__Dataset excerpt__
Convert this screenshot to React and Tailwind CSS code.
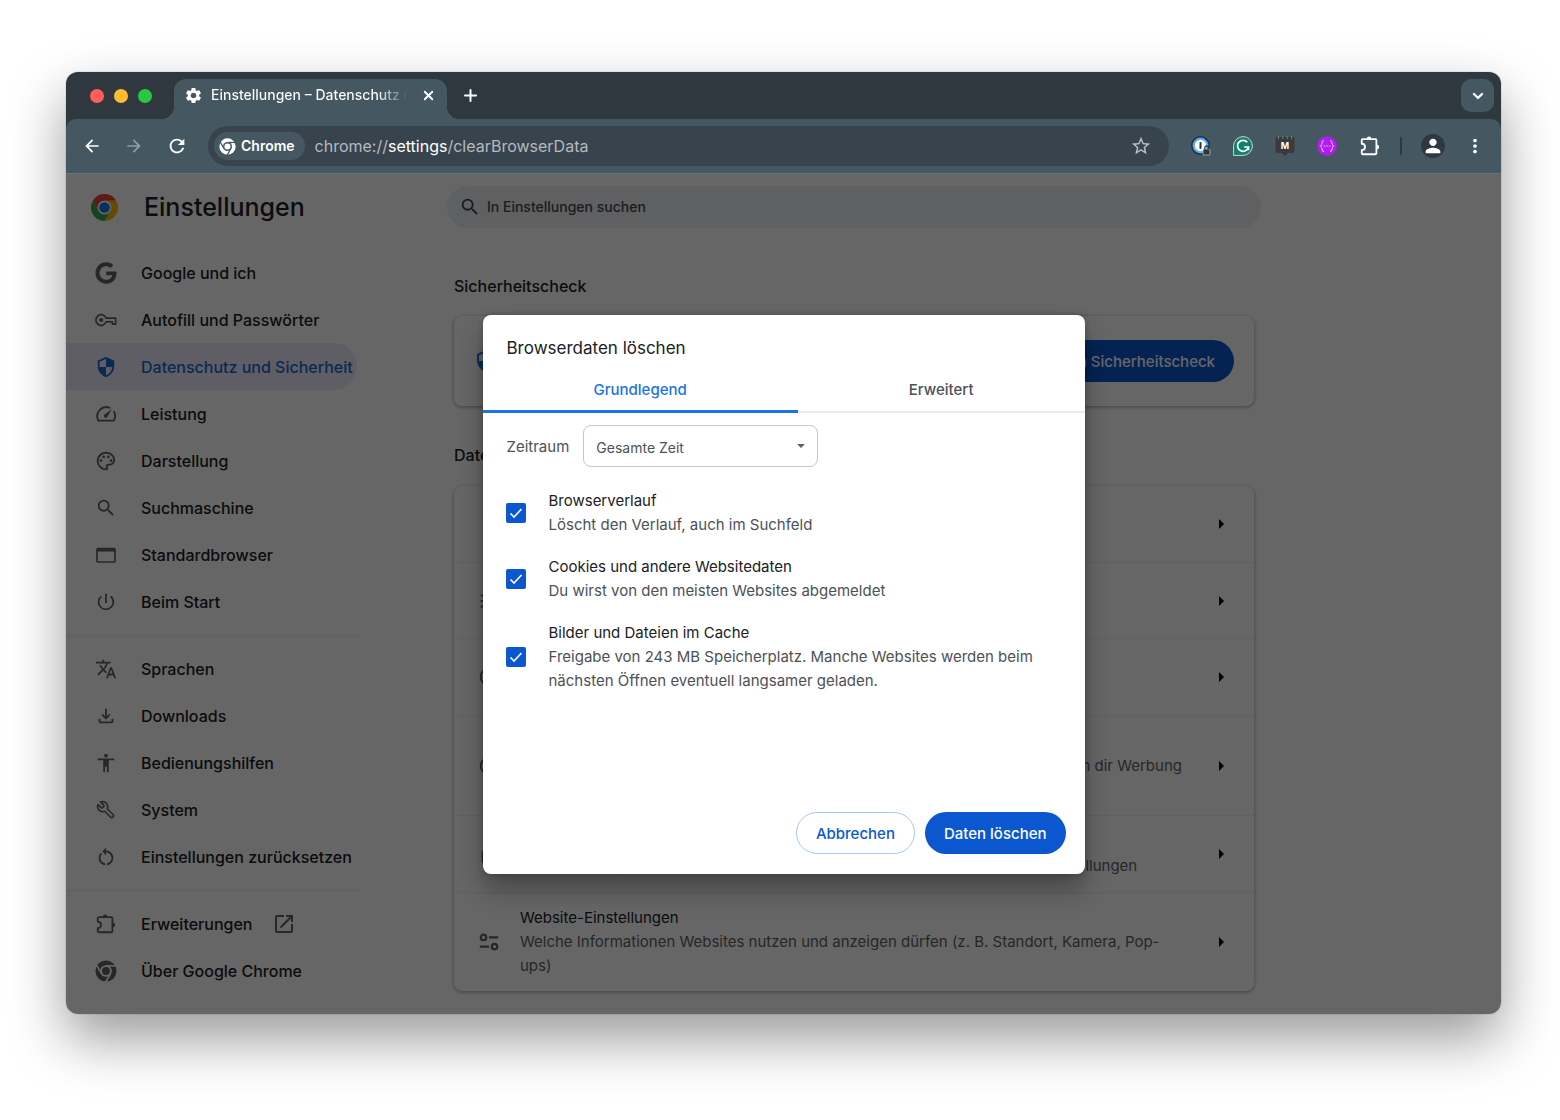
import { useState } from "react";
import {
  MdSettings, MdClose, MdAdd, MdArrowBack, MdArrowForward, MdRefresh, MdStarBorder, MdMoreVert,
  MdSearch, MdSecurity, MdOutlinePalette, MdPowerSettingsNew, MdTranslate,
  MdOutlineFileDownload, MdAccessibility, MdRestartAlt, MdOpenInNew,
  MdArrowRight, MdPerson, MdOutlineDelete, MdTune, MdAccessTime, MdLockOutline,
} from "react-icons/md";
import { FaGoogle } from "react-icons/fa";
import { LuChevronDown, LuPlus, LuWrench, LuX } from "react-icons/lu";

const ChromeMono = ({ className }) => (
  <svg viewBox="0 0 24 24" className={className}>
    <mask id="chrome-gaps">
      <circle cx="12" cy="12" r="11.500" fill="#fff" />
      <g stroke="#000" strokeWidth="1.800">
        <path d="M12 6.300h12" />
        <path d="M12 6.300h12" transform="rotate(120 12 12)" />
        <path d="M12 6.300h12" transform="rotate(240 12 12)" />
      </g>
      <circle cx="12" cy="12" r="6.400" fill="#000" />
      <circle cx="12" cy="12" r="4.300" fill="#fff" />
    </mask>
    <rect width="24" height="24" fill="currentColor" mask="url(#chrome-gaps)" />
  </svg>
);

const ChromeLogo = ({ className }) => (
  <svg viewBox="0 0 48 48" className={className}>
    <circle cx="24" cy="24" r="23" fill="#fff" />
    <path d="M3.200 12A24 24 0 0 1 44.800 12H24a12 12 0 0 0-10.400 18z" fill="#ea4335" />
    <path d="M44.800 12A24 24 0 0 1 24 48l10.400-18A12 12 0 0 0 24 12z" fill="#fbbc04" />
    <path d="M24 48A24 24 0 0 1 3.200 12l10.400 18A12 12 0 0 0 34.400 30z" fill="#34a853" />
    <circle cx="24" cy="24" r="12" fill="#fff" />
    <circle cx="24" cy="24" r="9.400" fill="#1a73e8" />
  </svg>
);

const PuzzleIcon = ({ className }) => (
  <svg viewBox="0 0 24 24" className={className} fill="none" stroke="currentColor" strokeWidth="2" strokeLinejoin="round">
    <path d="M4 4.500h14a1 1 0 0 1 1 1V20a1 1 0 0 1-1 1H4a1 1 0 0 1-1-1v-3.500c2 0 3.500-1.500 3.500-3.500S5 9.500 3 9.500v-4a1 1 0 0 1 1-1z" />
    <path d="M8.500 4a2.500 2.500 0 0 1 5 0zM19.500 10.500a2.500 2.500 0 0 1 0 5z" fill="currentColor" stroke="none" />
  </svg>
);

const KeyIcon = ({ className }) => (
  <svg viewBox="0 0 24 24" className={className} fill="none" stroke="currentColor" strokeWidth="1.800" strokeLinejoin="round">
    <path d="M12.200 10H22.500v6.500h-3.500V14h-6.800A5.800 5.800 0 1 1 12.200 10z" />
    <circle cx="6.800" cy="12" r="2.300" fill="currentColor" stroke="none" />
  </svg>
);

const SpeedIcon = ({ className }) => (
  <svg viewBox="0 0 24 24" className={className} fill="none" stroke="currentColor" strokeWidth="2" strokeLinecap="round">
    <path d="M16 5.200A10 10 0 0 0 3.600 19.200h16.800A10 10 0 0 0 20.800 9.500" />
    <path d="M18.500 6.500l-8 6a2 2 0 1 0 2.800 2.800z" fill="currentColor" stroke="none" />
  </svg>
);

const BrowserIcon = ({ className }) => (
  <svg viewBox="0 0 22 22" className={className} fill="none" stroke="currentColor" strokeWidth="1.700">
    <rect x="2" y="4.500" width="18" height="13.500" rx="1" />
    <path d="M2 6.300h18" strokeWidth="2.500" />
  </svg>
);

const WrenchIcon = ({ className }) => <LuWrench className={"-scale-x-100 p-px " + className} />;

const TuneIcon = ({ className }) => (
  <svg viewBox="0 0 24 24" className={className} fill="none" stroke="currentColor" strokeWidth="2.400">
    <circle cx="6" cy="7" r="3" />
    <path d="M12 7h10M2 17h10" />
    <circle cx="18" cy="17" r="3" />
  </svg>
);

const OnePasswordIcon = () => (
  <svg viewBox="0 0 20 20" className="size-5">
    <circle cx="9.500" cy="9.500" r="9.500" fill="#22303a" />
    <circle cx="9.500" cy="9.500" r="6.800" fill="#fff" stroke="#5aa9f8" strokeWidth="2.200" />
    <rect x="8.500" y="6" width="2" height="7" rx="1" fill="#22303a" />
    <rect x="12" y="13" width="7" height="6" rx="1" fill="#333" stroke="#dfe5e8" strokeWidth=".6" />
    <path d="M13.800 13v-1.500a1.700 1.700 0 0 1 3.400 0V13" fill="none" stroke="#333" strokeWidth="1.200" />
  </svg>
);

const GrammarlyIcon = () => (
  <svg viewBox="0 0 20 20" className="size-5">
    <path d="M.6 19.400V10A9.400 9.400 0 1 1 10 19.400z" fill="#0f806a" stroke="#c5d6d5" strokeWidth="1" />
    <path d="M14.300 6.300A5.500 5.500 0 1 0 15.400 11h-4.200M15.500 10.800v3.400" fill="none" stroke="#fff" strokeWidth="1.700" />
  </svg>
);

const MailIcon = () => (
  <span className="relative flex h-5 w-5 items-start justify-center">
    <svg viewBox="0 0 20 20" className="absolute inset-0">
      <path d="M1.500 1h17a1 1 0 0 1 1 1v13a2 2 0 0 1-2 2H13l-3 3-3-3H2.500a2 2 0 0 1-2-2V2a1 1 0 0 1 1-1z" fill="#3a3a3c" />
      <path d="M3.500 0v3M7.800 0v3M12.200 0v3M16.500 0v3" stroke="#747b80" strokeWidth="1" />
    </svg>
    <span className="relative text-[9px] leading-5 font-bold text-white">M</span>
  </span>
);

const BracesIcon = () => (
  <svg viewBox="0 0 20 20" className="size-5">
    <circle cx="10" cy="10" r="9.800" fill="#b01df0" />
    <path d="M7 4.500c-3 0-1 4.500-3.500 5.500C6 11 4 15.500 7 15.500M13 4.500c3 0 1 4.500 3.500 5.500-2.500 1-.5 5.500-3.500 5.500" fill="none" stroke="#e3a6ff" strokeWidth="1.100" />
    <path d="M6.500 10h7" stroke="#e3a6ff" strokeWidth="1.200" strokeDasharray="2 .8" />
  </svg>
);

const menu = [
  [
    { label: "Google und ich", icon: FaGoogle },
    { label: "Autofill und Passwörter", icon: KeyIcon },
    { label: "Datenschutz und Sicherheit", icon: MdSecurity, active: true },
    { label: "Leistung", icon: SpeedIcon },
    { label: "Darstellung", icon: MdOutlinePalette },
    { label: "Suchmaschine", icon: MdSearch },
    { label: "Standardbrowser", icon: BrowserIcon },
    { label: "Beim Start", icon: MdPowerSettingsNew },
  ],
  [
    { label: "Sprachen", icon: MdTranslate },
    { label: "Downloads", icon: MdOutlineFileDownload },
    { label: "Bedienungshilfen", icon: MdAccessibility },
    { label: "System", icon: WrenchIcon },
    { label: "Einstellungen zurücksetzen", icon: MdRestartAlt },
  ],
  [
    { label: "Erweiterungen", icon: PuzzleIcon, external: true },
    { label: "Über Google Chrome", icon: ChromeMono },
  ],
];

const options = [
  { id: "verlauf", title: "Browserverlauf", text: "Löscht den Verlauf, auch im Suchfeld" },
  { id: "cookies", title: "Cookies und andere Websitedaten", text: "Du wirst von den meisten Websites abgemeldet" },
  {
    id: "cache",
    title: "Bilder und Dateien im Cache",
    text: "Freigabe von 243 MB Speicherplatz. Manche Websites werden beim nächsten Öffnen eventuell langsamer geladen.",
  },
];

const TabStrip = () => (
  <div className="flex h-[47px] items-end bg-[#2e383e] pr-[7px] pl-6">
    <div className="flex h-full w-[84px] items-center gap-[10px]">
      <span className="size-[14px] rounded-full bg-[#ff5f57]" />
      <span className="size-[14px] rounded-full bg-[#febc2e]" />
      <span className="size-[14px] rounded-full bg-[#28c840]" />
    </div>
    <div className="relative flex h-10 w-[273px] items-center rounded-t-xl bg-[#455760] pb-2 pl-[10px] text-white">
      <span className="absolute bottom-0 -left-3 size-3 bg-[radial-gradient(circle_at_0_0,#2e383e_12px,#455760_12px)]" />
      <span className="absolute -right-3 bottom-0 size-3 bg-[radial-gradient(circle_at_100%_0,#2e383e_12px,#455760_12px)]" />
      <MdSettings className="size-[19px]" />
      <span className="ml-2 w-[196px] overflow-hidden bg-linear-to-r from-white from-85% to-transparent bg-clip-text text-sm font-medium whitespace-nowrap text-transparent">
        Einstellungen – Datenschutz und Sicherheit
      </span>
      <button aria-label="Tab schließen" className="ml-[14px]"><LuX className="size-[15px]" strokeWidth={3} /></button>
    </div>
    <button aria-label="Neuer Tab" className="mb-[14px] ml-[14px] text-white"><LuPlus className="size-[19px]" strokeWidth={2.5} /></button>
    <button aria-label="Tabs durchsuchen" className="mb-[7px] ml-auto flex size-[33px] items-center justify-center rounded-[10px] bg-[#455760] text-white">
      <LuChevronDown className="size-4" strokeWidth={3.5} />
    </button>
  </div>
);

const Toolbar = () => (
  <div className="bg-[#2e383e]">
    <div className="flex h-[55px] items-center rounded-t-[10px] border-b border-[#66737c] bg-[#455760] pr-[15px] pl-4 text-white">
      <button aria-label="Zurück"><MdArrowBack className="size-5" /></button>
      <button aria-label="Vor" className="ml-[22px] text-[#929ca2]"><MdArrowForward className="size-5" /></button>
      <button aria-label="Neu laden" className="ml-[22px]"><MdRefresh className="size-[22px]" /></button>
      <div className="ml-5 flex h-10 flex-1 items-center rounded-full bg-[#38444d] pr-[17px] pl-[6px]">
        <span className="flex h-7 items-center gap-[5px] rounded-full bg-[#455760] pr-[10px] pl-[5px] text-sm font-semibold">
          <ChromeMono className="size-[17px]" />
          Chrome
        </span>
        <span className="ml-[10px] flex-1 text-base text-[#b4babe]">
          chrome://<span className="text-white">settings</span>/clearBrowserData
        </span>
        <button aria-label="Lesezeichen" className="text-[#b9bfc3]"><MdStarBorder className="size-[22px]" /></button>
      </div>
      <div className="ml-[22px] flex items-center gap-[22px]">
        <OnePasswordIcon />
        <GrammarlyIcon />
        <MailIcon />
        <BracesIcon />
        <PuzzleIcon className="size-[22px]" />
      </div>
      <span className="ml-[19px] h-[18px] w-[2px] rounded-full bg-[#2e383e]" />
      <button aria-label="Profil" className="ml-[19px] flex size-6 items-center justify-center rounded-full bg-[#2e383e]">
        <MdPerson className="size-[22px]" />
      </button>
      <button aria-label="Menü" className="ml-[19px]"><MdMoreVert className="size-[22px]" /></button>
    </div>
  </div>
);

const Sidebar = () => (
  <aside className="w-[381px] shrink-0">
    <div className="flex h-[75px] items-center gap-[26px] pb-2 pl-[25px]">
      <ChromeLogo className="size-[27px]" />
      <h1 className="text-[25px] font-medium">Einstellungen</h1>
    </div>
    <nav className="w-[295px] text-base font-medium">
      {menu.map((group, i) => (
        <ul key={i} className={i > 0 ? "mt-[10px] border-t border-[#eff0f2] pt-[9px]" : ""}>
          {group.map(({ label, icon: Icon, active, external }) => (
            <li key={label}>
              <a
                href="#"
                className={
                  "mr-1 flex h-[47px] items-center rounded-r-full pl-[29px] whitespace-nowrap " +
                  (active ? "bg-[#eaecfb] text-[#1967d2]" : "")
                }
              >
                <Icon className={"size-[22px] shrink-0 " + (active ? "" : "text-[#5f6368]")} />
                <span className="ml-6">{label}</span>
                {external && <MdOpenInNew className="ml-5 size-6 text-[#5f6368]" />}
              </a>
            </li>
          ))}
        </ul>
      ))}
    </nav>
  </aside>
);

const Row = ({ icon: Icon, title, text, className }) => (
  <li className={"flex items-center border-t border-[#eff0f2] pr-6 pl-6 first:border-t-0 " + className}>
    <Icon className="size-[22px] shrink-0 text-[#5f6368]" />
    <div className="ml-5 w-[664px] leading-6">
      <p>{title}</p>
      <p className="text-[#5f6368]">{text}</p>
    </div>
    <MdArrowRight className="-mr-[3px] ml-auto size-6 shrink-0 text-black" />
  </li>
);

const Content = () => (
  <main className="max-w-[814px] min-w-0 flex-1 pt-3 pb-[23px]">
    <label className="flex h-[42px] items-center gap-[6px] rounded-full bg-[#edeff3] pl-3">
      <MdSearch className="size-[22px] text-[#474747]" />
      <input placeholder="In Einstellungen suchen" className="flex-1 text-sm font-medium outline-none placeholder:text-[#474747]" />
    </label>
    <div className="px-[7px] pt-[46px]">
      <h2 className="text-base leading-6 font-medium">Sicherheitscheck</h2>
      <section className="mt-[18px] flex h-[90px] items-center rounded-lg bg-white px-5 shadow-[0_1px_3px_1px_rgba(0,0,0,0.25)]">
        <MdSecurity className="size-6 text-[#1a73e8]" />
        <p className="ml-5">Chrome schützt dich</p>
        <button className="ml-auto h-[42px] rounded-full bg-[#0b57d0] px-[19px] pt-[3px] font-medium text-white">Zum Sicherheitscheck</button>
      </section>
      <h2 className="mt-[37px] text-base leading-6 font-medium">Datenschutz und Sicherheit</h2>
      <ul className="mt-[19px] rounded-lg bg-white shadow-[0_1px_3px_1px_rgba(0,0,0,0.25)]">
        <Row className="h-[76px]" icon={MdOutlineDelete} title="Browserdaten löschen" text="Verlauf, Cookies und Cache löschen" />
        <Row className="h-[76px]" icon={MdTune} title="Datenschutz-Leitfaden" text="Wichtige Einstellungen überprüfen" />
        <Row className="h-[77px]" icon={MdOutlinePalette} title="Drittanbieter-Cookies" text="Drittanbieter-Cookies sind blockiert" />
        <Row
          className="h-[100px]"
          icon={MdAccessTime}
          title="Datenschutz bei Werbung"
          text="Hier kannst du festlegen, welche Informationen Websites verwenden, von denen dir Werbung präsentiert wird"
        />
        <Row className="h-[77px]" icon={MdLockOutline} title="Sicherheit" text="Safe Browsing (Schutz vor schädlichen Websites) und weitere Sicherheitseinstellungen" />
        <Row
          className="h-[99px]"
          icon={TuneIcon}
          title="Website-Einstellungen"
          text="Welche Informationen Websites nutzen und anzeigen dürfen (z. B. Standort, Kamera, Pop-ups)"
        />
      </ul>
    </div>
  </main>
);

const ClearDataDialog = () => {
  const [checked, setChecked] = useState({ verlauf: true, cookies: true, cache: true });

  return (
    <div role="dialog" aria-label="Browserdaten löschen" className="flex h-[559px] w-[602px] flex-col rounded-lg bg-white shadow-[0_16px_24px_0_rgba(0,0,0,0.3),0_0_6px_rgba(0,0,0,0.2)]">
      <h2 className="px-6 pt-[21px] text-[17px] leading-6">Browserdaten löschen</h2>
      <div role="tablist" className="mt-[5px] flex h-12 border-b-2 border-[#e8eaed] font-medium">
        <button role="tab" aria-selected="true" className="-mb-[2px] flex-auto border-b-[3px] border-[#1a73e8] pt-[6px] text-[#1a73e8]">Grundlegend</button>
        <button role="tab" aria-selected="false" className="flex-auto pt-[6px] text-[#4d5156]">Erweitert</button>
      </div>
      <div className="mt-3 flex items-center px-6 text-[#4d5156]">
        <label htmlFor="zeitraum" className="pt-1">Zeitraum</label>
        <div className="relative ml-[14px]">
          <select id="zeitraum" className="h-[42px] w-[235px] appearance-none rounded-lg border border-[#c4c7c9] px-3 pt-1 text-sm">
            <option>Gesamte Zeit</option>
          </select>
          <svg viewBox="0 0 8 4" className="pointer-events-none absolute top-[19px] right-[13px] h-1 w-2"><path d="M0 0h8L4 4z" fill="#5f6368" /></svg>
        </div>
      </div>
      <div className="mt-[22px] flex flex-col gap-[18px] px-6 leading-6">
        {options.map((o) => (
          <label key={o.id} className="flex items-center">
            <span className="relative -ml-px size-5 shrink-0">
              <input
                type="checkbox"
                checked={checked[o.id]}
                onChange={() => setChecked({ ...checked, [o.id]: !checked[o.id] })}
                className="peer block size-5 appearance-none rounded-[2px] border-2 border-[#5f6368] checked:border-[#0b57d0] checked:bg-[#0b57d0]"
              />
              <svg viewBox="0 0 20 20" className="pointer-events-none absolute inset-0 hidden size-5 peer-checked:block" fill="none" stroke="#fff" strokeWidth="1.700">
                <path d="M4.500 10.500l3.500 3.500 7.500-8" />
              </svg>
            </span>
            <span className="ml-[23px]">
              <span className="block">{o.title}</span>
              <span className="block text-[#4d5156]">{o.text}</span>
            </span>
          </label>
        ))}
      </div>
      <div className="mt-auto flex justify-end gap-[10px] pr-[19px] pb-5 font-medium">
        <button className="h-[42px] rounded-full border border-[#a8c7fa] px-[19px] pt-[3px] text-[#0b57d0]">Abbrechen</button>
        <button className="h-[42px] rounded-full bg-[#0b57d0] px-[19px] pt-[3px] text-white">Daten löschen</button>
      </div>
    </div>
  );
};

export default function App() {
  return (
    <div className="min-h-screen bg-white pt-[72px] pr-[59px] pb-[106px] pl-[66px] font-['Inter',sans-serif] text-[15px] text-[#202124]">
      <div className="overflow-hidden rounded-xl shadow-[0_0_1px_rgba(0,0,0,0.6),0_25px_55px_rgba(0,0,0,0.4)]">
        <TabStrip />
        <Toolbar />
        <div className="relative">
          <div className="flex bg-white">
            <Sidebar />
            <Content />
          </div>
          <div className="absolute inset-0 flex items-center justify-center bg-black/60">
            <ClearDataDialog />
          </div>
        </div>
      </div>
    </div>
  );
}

__What the exercise asks__
Quote, please, every line of the material above from its start through the line that has "LuPlus, LuWrench, LuX", reproducing the words exactly and dropping any images.

__Solution to this problem__
Convert this screenshot to React and Tailwind CSS code.
import { useState } from "react";
import {
  MdSettings, MdClose, MdAdd, MdArrowBack, MdArrowForward, MdRefresh, MdStarBorder, MdMoreVert,
  MdSearch, MdSecurity, MdOutlinePalette, MdPowerSettingsNew, MdTranslate,
  MdOutlineFileDownload, MdAccessibility, MdRestartAlt, MdOpenInNew,
  MdArrowRight, MdPerson, MdOutlineDelete, MdTune, MdAccessTime, MdLockOutline,
} from "react-icons/md";
import { FaGoogle } from "react-icons/fa";
import { LuChevronDown, LuPlus, LuWrench, LuX } from "react-icons/lu";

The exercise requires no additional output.